Rotating Cone and instantaneous axis of rotation

[RicardoMP]

Homework Statement

Hi! I'm trying to solve a simple problem of mechanics, but I'm getting the wrong results and I suppose I don't yet grasp the concept of instantaneous axis of rotation very well.
So, a cone (see attached picture) is rolling without slipping on a plane. Vp is point P linear velocity on the laboratory frame with its origin on the cone's apex. I must choose "z" as the vertical axis and, instantaneously, "x" along the line of contact.
I have to find the instantaneous angular velocity vector [tex] \omega [/tex].

Homework Equations

[tex]\omega = \Omega + \omega _s[/tex]
\Omega = \frac{v_p}{hcos(\alpha)}
\omega _s = \frac{v_p}{R}

The Attempt at a Solution

My first thought was that there are 2 contributions for the angular velocity: [tex]\Omega[/tex] pointing upwards and relates to the rotation of the cone around the vertical axis going through the origin and [tex]\omega _s[/tex] which is the spin angular velocity of the cone. I simply decomposed the spin ang.vel in its x and z components and got
[tex]\omega = (\omega_s cos(\alpha))e_x+(\omega_s sin(\alpha) + \Omega)e_z[/tex]
And I thought that was it.
The solution states that the angular velocity only has component along x: \omega = (\omega,0,0) and I'm failing to see how. Is the line of contact an instantaneous axis of rotation? And what does that mean for this problem?

Thank you in advance

 

[SammyS]

Homework Statement

Hi! I'm trying to solve a simple problem of mechanics, but I'm getting the wrong results and I suppose I don't yet grasp the concept of instantaneous axis of rotation very well.
So, a cone (see attached picture) is rolling without slipping on a plane. Vp is point P linear velocity on the laboratory frame with its origin on the cone's apex. I must choose "z" as the vertical axis and, instantaneously, "x" along the line of contact.
I have to find the instantaneous angular velocity vector [tex] \omega [/tex].

Homework Equations

[tex]\omega = \Omega + \omega _s[/tex]
##\Omega = \frac{v_p}{hcos(\alpha)}##
##\omega _s = \frac{v_p}{R}##

The Attempt at a Solution

My first thought was that there are 2 contributions for the angular velocity: [tex]\Omega[/tex] pointing upwards and relates to the rotation of the cone around the vertical axis going through the origin and [tex]\omega _s[/tex] which is the spin angular velocity of the cone.
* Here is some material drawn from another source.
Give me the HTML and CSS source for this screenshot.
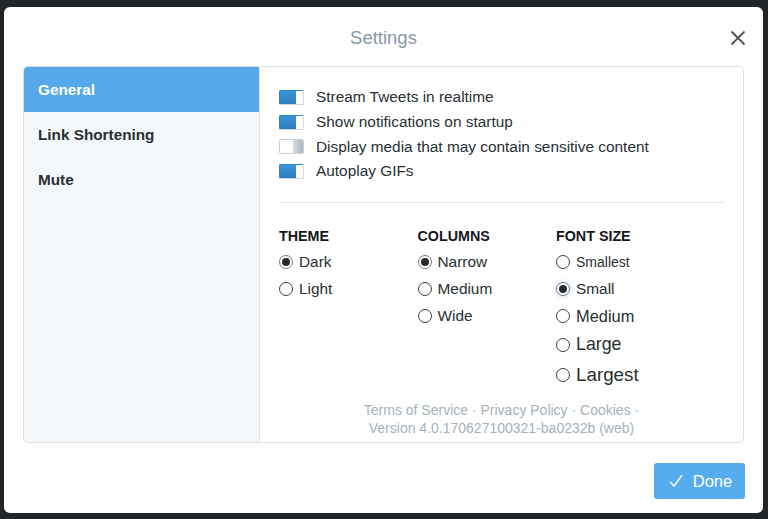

I simply decomposed the spin ang.vel in its x and z components and got
[tex]\omega = (\omega_s cos(\alpha))e_x+(\omega_s sin(\alpha) + \Omega)e_z[/tex]
And I thought that was it.
The solution states that the angular velocity only has component along ##\ x: \omega = (\omega,0,0)\ ## and I'm failing to see how. Is the line of contact an instantaneous axis of rotation? And what does that mean for this problem?

Thank you in advance

I'm looking for the attached picture.

 

[RicardoMP]

I'm looking for the attached picture.

I'm so sorry! I completely forgot to attach it!

 

[haruspex]

The solution states that the angular velocity only has component along x: \omega = (\omega,0,0) and I'm failing to see how. Is the line of contact an instantaneous axis of rotation?

Yes. That line of the cone is in contact with the plane and is not slipping, therefore it is instantaneously stationary. That makes it the instantaneous axis of rotation.
Concentrate on the point P. You know its velocity, and you know it is rotating about that axis.